■ Given material ■
— start —

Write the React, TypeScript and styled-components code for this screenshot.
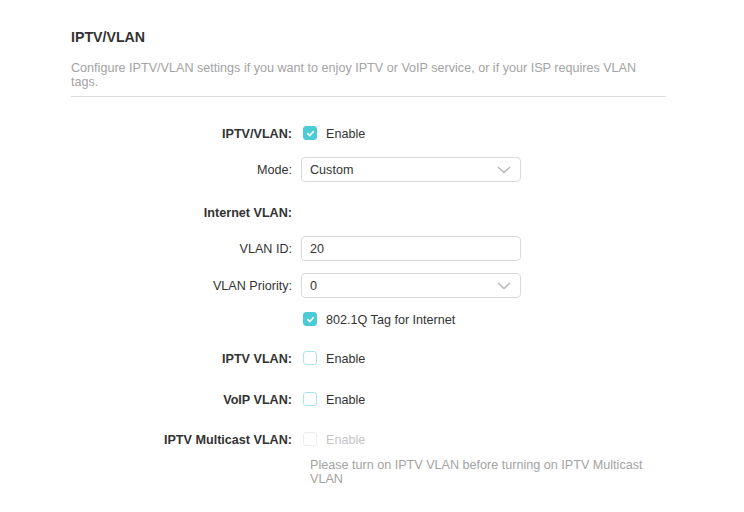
import styled, { createGlobalStyle } from "styled-components";

const GlobalStyle = createGlobalStyle`
  html, body {
    margin: 0;
    padding: 0;
    background: #ffffff;
  }
  body {
    font-family: "Liberation Sans", Arial, sans-serif;
    color: #333333;
  }
`;

function CheckMark() {
  return (
    <svg width="9" height="9" viewBox="0 0 10 10" fill="none">
      <path
        d="M2 5.2 L4.2 7.3 L8 3"
        stroke="#ffffff"
        strokeWidth="1.8"
        strokeLinecap="round"
        strokeLinejoin="round"
      />
    </svg>
  );
}

function Chevron() {
  return (
    <svg width="14" height="8" viewBox="0 0 14 8" fill="none">
      <path d="M1 1 L7 6.5 L13 1" stroke="#b8b8b8" strokeWidth="1.4" />
    </svg>
  );
}

type CheckState = "on" | "off" | "disabled";

function Check({ state, label }: { state: CheckState; label: string }) {
  return (
    <CheckLine>
      <Box $state={state}>{state === "on" && <CheckMark />}</Box>
      <CheckText $disabled={state === "disabled"}>{label}</CheckText>
    </CheckLine>
  );
}

function App() {
  return (
    <>
      <GlobalStyle />
      <Page>
        <Title>IPTV/VLAN</Title>
        <Desc>
          Configure IPTV/VLAN settings if you want to enjoy IPTV or VoIP service, or if your ISP
          requires VLAN tags.
        </Desc>
        <Divider />

        <Form>
          <Row $top={23}>
            <Label $bold>IPTV/VLAN:</Label>
            <Check state="on" label="Enable" />
          </Row>
          <Row $top={10}>
            <Label>Mode:</Label>
            <Select>
              <span>Custom</span>
              <Chevron />
            </Select>
          </Row>
          <Row $top={17}>
            <Label $bold>Internet VLAN:</Label>
          </Row>
          <Row $top={10}>
            <Label>VLAN ID:</Label>
            <Input>20</Input>
          </Row>
          <Row $top={11}>
            <Label>VLAN Priority:</Label>
            <Select>
              <span>0</span>
              <Chevron />
            </Select>
          </Row>
          <Row $top={8}>
            <Label />
            <Check state="on" label="802.1Q Tag for Internet" />
          </Row>
          <Row $top={13}>
            <Label $bold>IPTV VLAN:</Label>
            <Check state="off" label="Enable" />
          </Row>
          <Row $top={15}>
            <Label $bold>VoIP VLAN:</Label>
            <Check state="off" label="Enable" />
          </Row>
          <Row $top={14}>
            <Label $bold>IPTV Multicast VLAN:</Label>
            <Check state="disabled" label="Enable" />
          </Row>
          <NoteRow>
            <Label />
            <Note>Please turn on IPTV VLAN before turning on IPTV Multicast VLAN</Note>
          </NoteRow>
        </Form>
      </Page>
    </>
  );
}

const Page = styled.div`
  width: 595px;
  padding: 27px 0 0 71px;
`;
const Title = styled.h2`
  margin: 0;
  font-size: 14.2px;
  font-weight: bold;
  line-height: 20px;
  color: #333333;
`;
const Desc = styled.p`
  margin: 14px 0 0 0;
  font-size: 12.6px;
  line-height: 14px;
  color: #a3a3a3;
  padding-right: 20px;
`;
const Divider = styled.div`
  margin-top: 7px;
  height: 1px;
  background: #dcdcdc;
`;
const Form = styled.div`
  display: flex;
  flex-direction: column;
`;
const Row = styled.div<{ $top: number }>`
  display: flex;
  align-items: center;
  height: 26px;
  margin-top: ${(p) => p.$top}px;
`;
const NoteRow = styled.div`
  display: flex;
  margin-top: 6px;
`;
const Label = styled.div<{ $bold?: boolean }>`
  width: 230px;
  flex: none;
  text-align: right;
  padding: 2px 9px 0 0;
  box-sizing: border-box;
  font-size: 12.6px;
  font-weight: ${(p) => (p.$bold ? "bold" : "normal")};
  color: #333333;
`;
const CheckLine = styled.div`
  display: flex;
  align-items: center;
  padding-left: 2px;
`;
const Box = styled.div<{ $state: CheckState }>`
  width: 14px;
  height: 14px;
  box-sizing: border-box;
  border-radius: 3px;
  display: flex;
  align-items: center;
  justify-content: center;
  background: ${(p) => (p.$state === "on" ? "#4acbd6" : "#ffffff")};
  border: 1px solid
    ${(p) =>
      p.$state === "on" ? "#4acbd6" : p.$state === "off" ? "#a9e5eb" : "#ececec"};
`;
const CheckText = styled.span<{ $disabled?: boolean }>`
  margin-left: 9px;
  padding-top: 2px;
  font-size: 12.6px;
  color: ${(p) => (p.$disabled ? "#c4c4c4" : "#333333")};
`;
const Field = styled.div`
  width: 220px;
  height: 25px;
  box-sizing: border-box;
  border: 1px solid #d9d9d9;
  border-radius: 4px;
  display: flex;
  align-items: center;
  padding: 2px 8px 0;
  font-size: 12.6px;
  color: #333333;
`;
const Select = styled(Field)`
  justify-content: space-between;
  padding-right: 9px;
`;
const Input = styled(Field)``;
const Note = styled.div`
  width: 340px;
  padding-left: 9px;
  font-size: 12.6px;
  line-height: 14px;
  color: #a3a3a3;
`;

export default App;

— end —

Return the listing above word for word, with the pictures removed.

Write the React, TypeScript and styled-components code for this screenshot.
import styled, { createGlobalStyle } from "styled-components";

const GlobalStyle = createGlobalStyle`
  html, body {
    margin: 0;
    padding: 0;
    background: #ffffff;
  }
  body {
    font-family: "Liberation Sans", Arial, sans-serif;
    color: #333333;
  }
`;

function CheckMark() {
  return (
    <svg width="9" height="9" viewBox="0 0 10 10" fill="none">
      <path
        d="M2 5.2 L4.2 7.3 L8 3"
        stroke="#ffffff"
        strokeWidth="1.8"
        strokeLinecap="round"
        strokeLinejoin="round"
      />
    </svg>
  );
}

function Chevron() {
  return (
    <svg width="14" height="8" viewBox="0 0 14 8" fill="none">
      <path d="M1 1 L7 6.5 L13 1" stroke="#b8b8b8" strokeWidth="1.4" />
    </svg>
  );
}

type CheckState = "on" | "off" | "disabled";

function Check({ state, label }: { state: CheckState; label: string }) {
  return (
    <CheckLine>
      <Box $state={state}>{state === "on" && <CheckMark />}</Box>
      <CheckText $disabled={state === "disabled"}>{label}</CheckText>
    </CheckLine>
  );
}

function App() {
  return (
    <>
      <GlobalStyle />
      <Page>
        <Title>IPTV/VLAN</Title>
        <Desc>
          Configure IPTV/VLAN settings if you want to enjoy IPTV or VoIP service, or if your ISP
          requires VLAN tags.
        </Desc>
        <Divider />

        <Form>
          <Row $top={23}>
            <Label $bold>IPTV/VLAN:</Label>
            <Check state="on" label="Enable" />
          </Row>
          <Row $top={10}>
            <Label>Mode:</Label>
            <Select>
              <span>Custom</span>
              <Chevron />
            </Select>
          </Row>
          <Row $top={17}>
            <Label $bold>Internet VLAN:</Label>
          </Row>
          <Row $top={10}>
            <Label>VLAN ID:</Label>
            <Input>20</Input>
          </Row>
          <Row $top={11}>
            <Label>VLAN Priority:</Label>
            <Select>
              <span>0</span>
              <Chevron />
            </Select>
          </Row>
          <Row $top={8}>
            <Label />
            <Check state="on" label="802.1Q Tag for Internet" />
          </Row>
          <Row $top={13}>
            <Label $bold>IPTV VLAN:</Label>
            <Check state="off" label="Enable" />
          </Row>
          <Row $top={15}>
            <Label $bold>VoIP VLAN:</Label>
            <Check state="off" label="Enable" />
          </Row>
          <Row $top={14}>
            <Label $bold>IPTV Multicast VLAN:</Label>
            <Check state="disabled" label="Enable" />
          </Row>
          <NoteRow>
            <Label />
            <Note>Please turn on IPTV VLAN before turning on IPTV Multicast VLAN</Note>
          </NoteRow>
        </Form>
      </Page>
    </>
  );
}

const Page = styled.div`
  width: 595px;
  padding: 27px 0 0 71px;
`;
const Title = styled.h2`
  margin: 0;
  font-size: 14.2px;
  font-weight: bold;
  line-height: 20px;
  color: #333333;
`;
const Desc = styled.p`
  margin: 14px 0 0 0;
  font-size: 12.6px;
  line-height: 14px;
  color: #a3a3a3;
  padding-right: 20px;
`;
const Divider = styled.div`
  margin-top: 7px;
  height: 1px;
  background: #dcdcdc;
`;
const Form = styled.div`
  display: flex;
  flex-direction: column;
`;
const Row = styled.div<{ $top: number }>`
  display: flex;
  align-items: center;
  height: 26px;
  margin-top: ${(p) => p.$top}px;
`;
const NoteRow = styled.div`
  display: flex;
  margin-top: 6px;
`;
const Label = styled.div<{ $bold?: boolean }>`
  width: 230px;
  flex: none;
  text-align: right;
  padding: 2px 9px 0 0;
  box-sizing: border-box;
  font-size: 12.6px;
  font-weight: ${(p) => (p.$bold ? "bold" : "normal")};
  color: #333333;
`;
const CheckLine = styled.div`
  display: flex;
  align-items: center;
  padding-left: 2px;
`;
const Box = styled.div<{ $state: CheckState }>`
  width: 14px;
  height: 14px;
  box-sizing: border-box;
  border-radius: 3px;
  display: flex;
  align-items: center;
  justify-content: center;
  background: ${(p) => (p.$state === "on" ? "#4acbd6" : "#ffffff")};
  border: 1px solid
    ${(p) =>
      p.$state === "on" ? "#4acbd6" : p.$state === "off" ? "#a9e5eb" : "#ececec"};
`;
const CheckText = styled.span<{ $disabled?: boolean }>`
  margin-left: 9px;
  padding-top: 2px;
  font-size: 12.6px;
  color: ${(p) => (p.$disabled ? "#c4c4c4" : "#333333")};
`;
const Field = styled.div`
  width: 220px;
  height: 25px;
  box-sizing: border-box;
  border: 1px solid #d9d9d9;
  border-radius: 4px;
  display: flex;
  align-items: center;
  padding: 2px 8px 0;
  font-size: 12.6px;
  color: #333333;
`;
const Select = styled(Field)`
  justify-content: space-between;
  padding-right: 9px;
`;
const Input = styled(Field)``;
const Note = styled.div`
  width: 340px;
  padding-left: 9px;
  font-size: 12.6px;
  line-height: 14px;
  color: #a3a3a3;
`;

export default App;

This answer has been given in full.